◆ EXERCISE INSTRUCTIONS: Pull every "React" line out of the data below.
- - - - -
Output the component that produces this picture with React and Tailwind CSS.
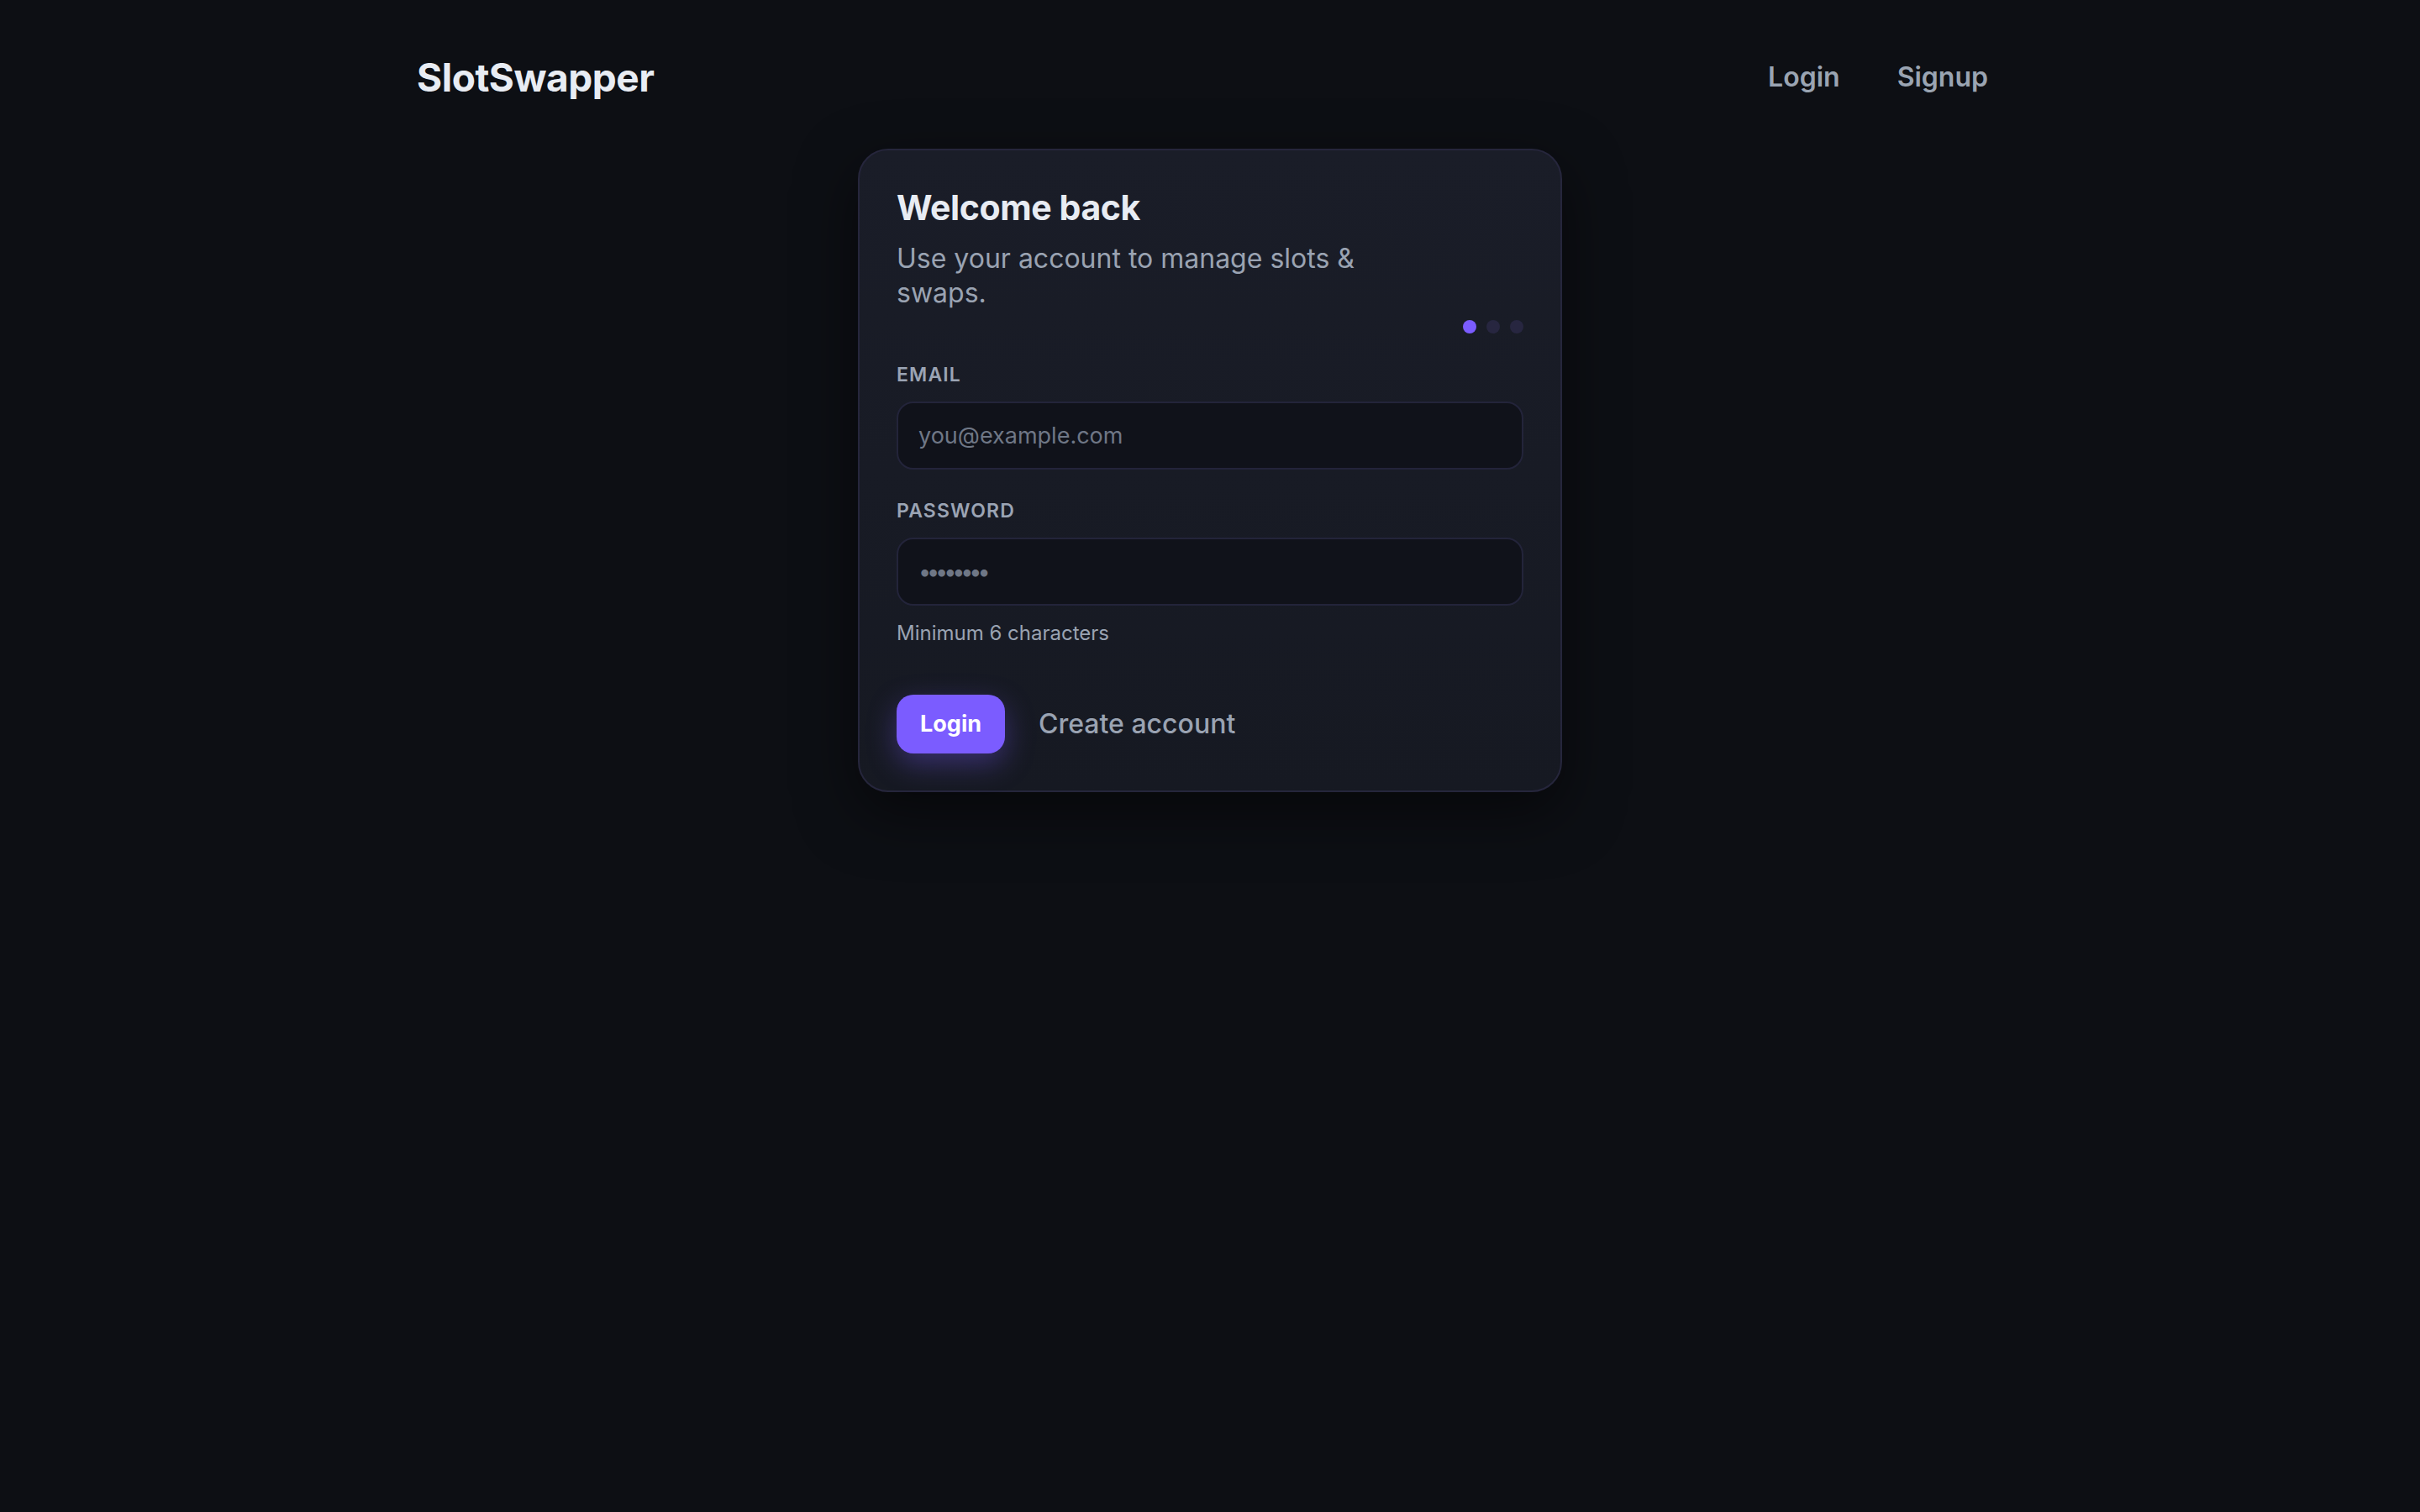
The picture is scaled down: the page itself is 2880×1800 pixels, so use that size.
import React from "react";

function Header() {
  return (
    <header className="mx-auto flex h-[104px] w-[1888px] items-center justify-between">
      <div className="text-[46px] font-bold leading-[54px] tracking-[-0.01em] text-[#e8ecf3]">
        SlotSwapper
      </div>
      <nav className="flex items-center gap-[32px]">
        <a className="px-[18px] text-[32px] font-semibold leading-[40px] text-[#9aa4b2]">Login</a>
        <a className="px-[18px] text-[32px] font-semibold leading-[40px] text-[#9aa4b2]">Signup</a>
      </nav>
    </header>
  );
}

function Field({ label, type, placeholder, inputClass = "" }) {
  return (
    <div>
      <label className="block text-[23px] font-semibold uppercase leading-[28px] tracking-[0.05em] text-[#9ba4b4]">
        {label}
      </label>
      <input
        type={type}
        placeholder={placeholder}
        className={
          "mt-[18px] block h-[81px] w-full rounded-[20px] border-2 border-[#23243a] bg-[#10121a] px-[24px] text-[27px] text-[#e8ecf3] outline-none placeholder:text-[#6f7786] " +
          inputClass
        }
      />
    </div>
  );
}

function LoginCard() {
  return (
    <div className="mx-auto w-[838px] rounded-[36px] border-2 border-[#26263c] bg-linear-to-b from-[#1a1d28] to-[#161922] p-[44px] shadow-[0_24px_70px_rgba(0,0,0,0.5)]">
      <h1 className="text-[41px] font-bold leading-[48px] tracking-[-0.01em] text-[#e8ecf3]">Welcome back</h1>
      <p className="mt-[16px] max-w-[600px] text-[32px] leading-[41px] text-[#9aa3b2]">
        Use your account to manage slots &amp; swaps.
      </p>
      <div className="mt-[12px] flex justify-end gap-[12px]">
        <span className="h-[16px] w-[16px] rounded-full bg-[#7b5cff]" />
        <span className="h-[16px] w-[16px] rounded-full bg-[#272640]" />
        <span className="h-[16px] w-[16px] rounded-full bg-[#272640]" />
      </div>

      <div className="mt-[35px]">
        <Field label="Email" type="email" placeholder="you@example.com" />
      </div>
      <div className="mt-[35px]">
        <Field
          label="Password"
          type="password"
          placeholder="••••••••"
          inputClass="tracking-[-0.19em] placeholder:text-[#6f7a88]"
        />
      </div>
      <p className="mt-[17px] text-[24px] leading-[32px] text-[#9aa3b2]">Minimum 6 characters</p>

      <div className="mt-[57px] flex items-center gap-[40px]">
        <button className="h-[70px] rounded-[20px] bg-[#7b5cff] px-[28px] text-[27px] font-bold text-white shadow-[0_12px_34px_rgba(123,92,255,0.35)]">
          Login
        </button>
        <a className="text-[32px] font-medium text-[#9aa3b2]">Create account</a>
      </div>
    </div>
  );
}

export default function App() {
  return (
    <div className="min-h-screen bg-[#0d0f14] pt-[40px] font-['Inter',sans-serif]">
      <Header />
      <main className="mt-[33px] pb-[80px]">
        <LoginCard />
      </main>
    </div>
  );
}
- - - - -
◆ WRITTEN REPLY:
Output the component that produces this picture with React and Tailwind CSS.
import React from "react";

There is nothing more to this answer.